Caro Michele,

da quando ho sedici anni sono iscritto alla CGIL, che è sempre stata la mia casa. Al contrario di molti altri compagni che sono nella CSS o in altri sindacati sardi, a mio parere è necessario fare un sindacato europeo e mondiale, e per me non c’è nessun problema al fatto che i sardi stiano in un sindacato italiano. I lavoratori si dovrebbero unire, e lo dobbiamo dire e fare.

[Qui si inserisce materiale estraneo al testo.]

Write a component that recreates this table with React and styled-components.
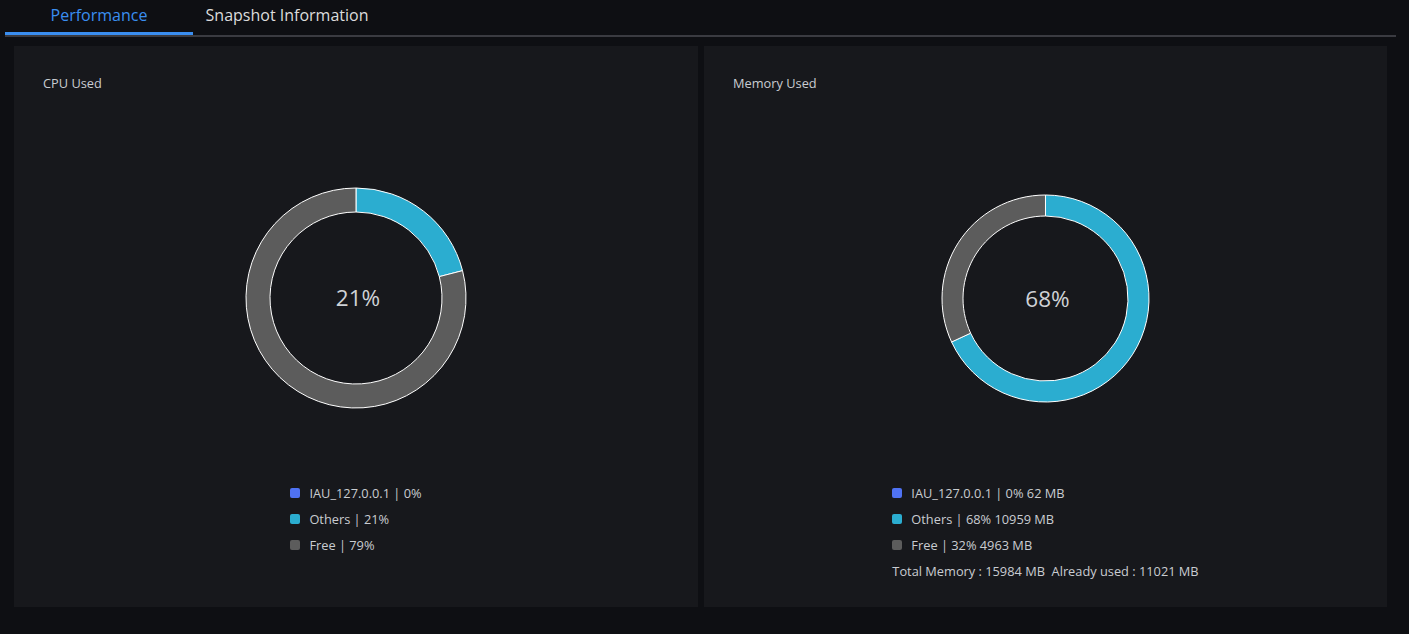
import React, { useState } from "react";
import styled, { createGlobalStyle } from "styled-components";

const Global = createGlobalStyle`
  html, body { margin: 0; padding: 0; background: #0e0f13; }
  body { font-family: "Open Sans", "Noto Sans", sans-serif; }
  * { box-sizing: border-box; }
`;

const Page = styled.div`
  width: 1409px;
  height: 634px;
  padding: 0 13px 0 5px;
  background: #0e0f13;
  display: flex;
  flex-direction: column;
`;

const TabList = styled.div`
  display: flex;
  border-bottom: 2px solid #3a3b41;
`;

const Tab = styled.button`
  width: 188px;
  height: 35px;
  padding: 0 0 2px;
  margin: 0;
  border: none;
  border-bottom: 3px solid ${(p) => (p.$active ? "#3a8ef0" : "transparent")};
  background: transparent;
  color: ${(p) => (p.$active ? "#3a8ef0" : "#dcdcdc")};
  font-family: "Open Sans", sans-serif;
  font-size: 16px;
  cursor: pointer;
  display: flex;
  align-items: center;
  justify-content: center;
`;

const Panels = styled.div`
  display: grid;
  grid-template-columns: 684px 683px;
  gap: 6px;
  padding: 9px 9px 0;
`;

const Panel = styled.section`
  height: 561px;
  background: #17181c;
  padding: 29px 29px 0;
  display: flex;
  flex-direction: column;
`;

const Title = styled.div`
  color: #c9ccd1;
  font-size: 12.8px;
  line-height: 16px;
`;

const ChartArea = styled.div`
  height: 300px;
  margin-top: 57px;
  display: flex;
  align-items: center;
  justify-content: center;
`;

const Legend = styled.div`
  margin-top: 32px;
  align-self: center;
  display: flex;
  flex-direction: column;
`;

const LegendRow = styled.div`
  display: flex;
  align-items: center;
  height: 26px;
  color: #c9ccd1;
  font-size: 12.8px;
  white-space: pre;
`;

const Swatch = styled.span`
  width: 10px;
  height: 10px;
  border-radius: 2px;
  background: ${(p) => p.$color};
  margin-right: 9px;
  flex: none;
`;

const COLORS = { iau: "#4f72f3", others: "#2badd0", free: "#5c5c5c" };

function arcPath(cx, cy, R, r, a0, a1) {
  const toXY = (rad, a) => {
    const t = (a - 90) * (Math.PI / 180);
    return [cx + rad * Math.cos(t), cy + rad * Math.sin(t)];
  };
  const large = a1 - a0 > 180 ? 1 : 0;
  const [x0, y0] = toXY(R, a0);
  const [x1, y1] = toXY(R, a1);
  const [x2, y2] = toXY(r, a1);
  const [x3, y3] = toXY(r, a0);
  return `M${x0} ${y0} A${R} ${R} 0 ${large} 1 ${x1} ${y1} L${x2} ${y2} A${r} ${r} 0 ${large} 0 ${x3} ${y3} Z`;
}

function Donut({ R, r, segments, label }) {
  const size = R * 2 + 2;
  const c = size / 2;
  let acc = 0;
  return (
    <svg width={size} height={size} viewBox={`0 0 ${size} ${size}`}>
      {segments.map((s, i) => {
        const a0 = acc * 3.6;
        acc += s.value;
        const a1 = acc * 3.6;
        if (a1 - a0 <= 0) return null;
        return (
          <path
            key={i}
            d={arcPath(c, c, R, r, a0, Math.min(a1, 359.99))}
            fill={s.color}
            stroke="#ffffff"
            strokeWidth="1"
            strokeLinejoin="round"
          />
        );
      })}
      <text
        x={c + 2}
        y={c + 2}
        textAnchor="middle"
        dominantBaseline="middle"
        fill="#cfd2d6"
        fontSize="22.5"
        fontFamily="Open Sans, sans-serif"
      >
        {label}
      </text>
    </svg>
  );
}

export default function App() {
  const [tab, setTab] = useState(0);
  return (
    <Page>
      <Global />
      <TabList>
        <Tab $active={tab === 0} onClick={() => setTab(0)}>Performance</Tab>
        <Tab $active={tab === 1} onClick={() => setTab(1)}>Snapshot Information</Tab>
      </TabList>
      <Panels>
        <Panel>
          <Title>CPU Used</Title>
          <ChartArea>
            <Donut
              R={110}
              r={86}
              label="21%"
              segments={[
                { value: 0, color: COLORS.iau },
                { value: 21, color: COLORS.others },
                { value: 79, color: COLORS.free },
              ]}
            />
          </ChartArea>
          <Legend>
            <LegendRow><Swatch $color={COLORS.iau} />IAU_127.0.0.1 | 0%</LegendRow>
            <LegendRow><Swatch $color={COLORS.others} />Others | 21%</LegendRow>
            <LegendRow><Swatch $color={COLORS.free} />Free | 79%</LegendRow>
          </Legend>
        </Panel>
        <Panel>
          <Title>Memory Used</Title>
          <ChartArea>
            <Donut
              R={103.5}
              r={82.5}
              label="68%"
              segments={[
                { value: 0, color: COLORS.iau },
                { value: 68.1, color: COLORS.others },
                { value: 31.9, color: COLORS.free },
              ]}
            />
          </ChartArea>
          <Legend>
            <LegendRow><Swatch $color={COLORS.iau} />IAU_127.0.0.1 | 0% 62 MB</LegendRow>
            <LegendRow><Swatch $color={COLORS.others} />Others | 68% 10959 MB</LegendRow>
            <LegendRow><Swatch $color={COLORS.free} />Free | 32% 4963 MB</LegendRow>
            <LegendRow>{"Total Memory : 15984 MB  Already used : 11021 MB"}</LegendRow>
          </Legend>
        </Panel>
      </Panels>
    </Page>
  );
}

Allo stesso tempo, credo che il PCI e la CGIL si siano soffermati troppo su impostazioni datate, non hanno saputo aggiornare pezzi di storia sindacale che sono conclusi (quella di Togliatti dal punto di vista politico e di Di Vittorio dal punto di vista sindacale) semplicemente perché la società è cambiata. Oggi discutere di una questione “nazionale” non è uguale a farlo trent’anni fa.
Non mi considero un nazionalista, e sono contro il nazionalismo, però sono per la sovranità e l’autogoverno. Oggi credo che bisogna anche essere populisti.

In Sardegna tutti questi ragionamenti vanno insieme al tema della lingua, che i dirigenti del popolo sardo hanno dimenticato. Vogliamo che sia così anche nella CGIL? Come si può fare comunicazione e come si può costruire un’altra visione della società sarda senza cercare di risolvere il tema della lingua?

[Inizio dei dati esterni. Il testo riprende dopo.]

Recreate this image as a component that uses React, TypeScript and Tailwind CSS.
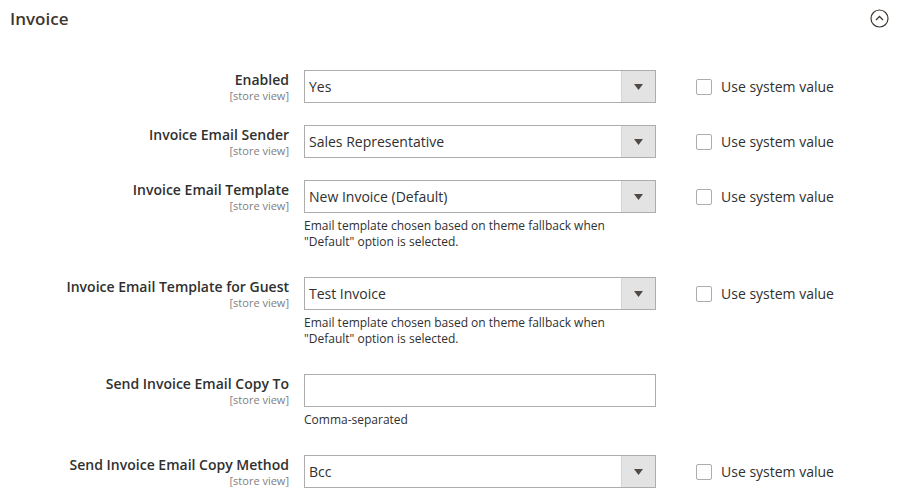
import React from "react";

type Row = {
  label: string;
  value?: string;
  kind: "select" | "text";
  note?: string[];
  system?: boolean;
};

const rows: Row[] = [
  { label: "Enabled", value: "Yes", kind: "select", system: true },
  { label: "Invoice Email Sender", value: "Sales Representative", kind: "select", system: true },
  {
    label: "Invoice Email Template",
    value: "New Invoice (Default)",
    kind: "select",
    system: true,
    note: ["Email template chosen based on theme fallback when", "\"Default\" option is selected."],
  },
  {
    label: "Invoice Email Template for Guest",
    value: "Test Invoice",
    kind: "select",
    system: true,
    note: ["Email template chosen based on theme fallback when", "\"Default\" option is selected."],
  },
  { label: "Send Invoice Email Copy To", kind: "text", note: ["Comma-separated"] },
  { label: "Send Invoice Email Copy Method", value: "Bcc", kind: "select", system: true },
];

function Field({ row }: { row: Row }) {
  return (
    <div className={`flex items-start ${row.note ? "mb-[27px]" : "mb-[22px]"}`}>
      <div className="w-[289px] shrink-0 text-right">
        <div className="text-[14px] leading-[18px] pt-[1px] font-semibold text-[#303030]">{row.label}</div>
        <div className="text-[11px] leading-[13px] text-[#808080]">[store view]</div>
      </div>
      <div className="ml-[15px] w-[352px] shrink-0">
        {row.kind === "select" ? (
          <div className="flex h-[33px] border border-[#adadad] bg-white">
            <div className="flex-1 pl-[4px] text-[14px] leading-[31px] text-[#303030]">{row.value}</div>
            <div className="w-[34px] flex items-center justify-center bg-[#e3e3e3] border-l border-[#d6d6d6]">
              <svg width="9" height="6" viewBox="0 0 9 6">
                <path d="M0 0h9L4.5 6z" fill="#514943" />
              </svg>
            </div>
          </div>
        ) : (
          <div className="h-[33px] border border-[#adadad] bg-white" />
        )}
        {row.note && (
          <div className="mt-[5px] text-[12px] leading-[16px] text-[#303030]">
            {row.note.map((l) => (
              <div key={l}>{l}</div>
            ))}
          </div>
        )}
      </div>
      {row.system && (
        <div className="ml-[40px] flex items-center h-[33px]">
          <span className="w-[16px] h-[16px] border border-[#adadad] rounded-[2px] bg-white mt-[1px]" />
          <span className="ml-[9px] text-[14px] text-[#303030]">Use system value</span>
        </div>
      )}
    </div>
  );
}

export default function App() {
  return (
    <div
      className="w-[900px] h-[492px] bg-white overflow-hidden"
      style={{ fontFamily: '"Open Sans", "Noto Sans", sans-serif' }}
    >
      <div className="flex items-center justify-between pl-[10px] pr-[11px] pt-[6px] h-[31px]">
        <h2 className="text-[17px] font-semibold text-[#41362f] leading-[24px]">Invoice</h2>
        <svg width="19" height="19" viewBox="0 0 19 19">
          <circle cx="9.5" cy="9.5" r="8.5" fill="none" stroke="#41362f" strokeWidth="1.2" />
          <path d="M6 11l3.5-3.5L13 11" fill="none" stroke="#41362f" strokeWidth="1.3" />
        </svg>
      </div>
      <div className="pt-[39px]">
        {rows.map((r) => (
          <Field key={r.label} row={r} />
        ))}
      </div>
    </div>
  );
}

Per discutere il tema ti faccio due esempi, uno della mia vita ed uno raccontato da un dirigente sindacale. Tre anni fa, quando ero consigliere comunale a Cagliari, ho incontrato degli abitanti di Santa Teresa, a Pirri, il cui quartiere è da molti accomunato a S. Elia. Mentre stavo facendo un giro del quartiere, tutti avevano un forte timore reverenziale, perché pensavano che rappresentassi l’autorità.

Io li volevo aiutare, ma loro non avevano fiducia. Appena ho iniziato a parlare in sardo, tutto il timore reverenziale è sparito. Il sardo è la nostra lingua e c’è più confidenza quando c’è il sardo.
Il secondo racconto è quello di un incontro di lavoratori metalmeccanici negli anni ottanta. Tutti parlavano in sardo, mentre i dirigenti dell’assemblea parlavano in italiano. Perché? Perché se siamo uomini del popolo dobbiamo parlare in italiano e non in sardo?

Oggi tutto è cambiato, perché la scuole e le famiglie hanno messo in testa ai bambini che devono imparare solamente l’italiano. Ma se sparisce la lingua sparisce un popolo. E se sparisce un popolo sparisce la Sardegna, e non siamo aiutando né l’Italia né i lavoratori. Perché i lavoratori devono difendere il popolo.

Il sindacato deve cominciare un percorso veloce, di un anno o anche diciotto mesi, per trasformare la CGIL in un sindacato bilingue. Ci vuole molto? La prima cosa, e la più importante, è la volontà di farlo. La CGIL di Bolzano usa il tedesco. E noi?

Tu mi risponderai “ma quale sardo?”. Abbiamo la risposta pronta: ci sono le regole di grafia che sono comuni a tutti, ed abbiamo addirittura due o tre standard per scrivere! E possiamo dare la libertà ai dirigenti CGIL di utilizzare quello che preferiscono. Abbiamo una risposta anche per le altre domande tecniche.

Tu mi risponderai: “e i dirigenti che non sanno scrivere in sardo?”. Tutti possono imparare. Sono tantissimi coloro i quali imparano una lingua straniera. Cosa ci vorrà ad imparare il sardo? Abbiamo un gruppo di “volontari per la lingua sarda” che possono aiutare. La questione è la volontà di far nascere un sindacato bilingue. E questo lo dico anche a sindacati come la CSS, che ha un sito internet solamente in italiano.

L’altro giorno stavo parlando con un compagno della CGIL che fa sindacato con me, che mi ha detto: “a mio figlio insegno inglese, a cosa gli serve il sardo?”. Il sardo serve ad essere uomini fieri di esserlo, con una dignità che guarda al proprio popolo e a sé stesso. Un bambino ed un uomo bilingue, sardo ed italiano, è più sveglio, e gli viene meglio imparare l’inglese e qualunque altra lingua straniera.

Non vogliamo isolare la Sardegna. Al contrario, con dignità i sardi possono parlare e relazionarsi con tutto il mondo, senza diminuire la nostra cultura. Questo ho imparato quanto ho vissuto in Germania, Francia, Vietnam e Cina, dove ho anche cercato di imparare le loro lingue. Ho anche vissuto in Italia, ma la lingua la conoscevo già.

Caro Michele, so che la richiesta che ho fatto alla CGIL è molto forte. Però il mondo è molto cambiato, e noi dobbiamo cambiare con esso.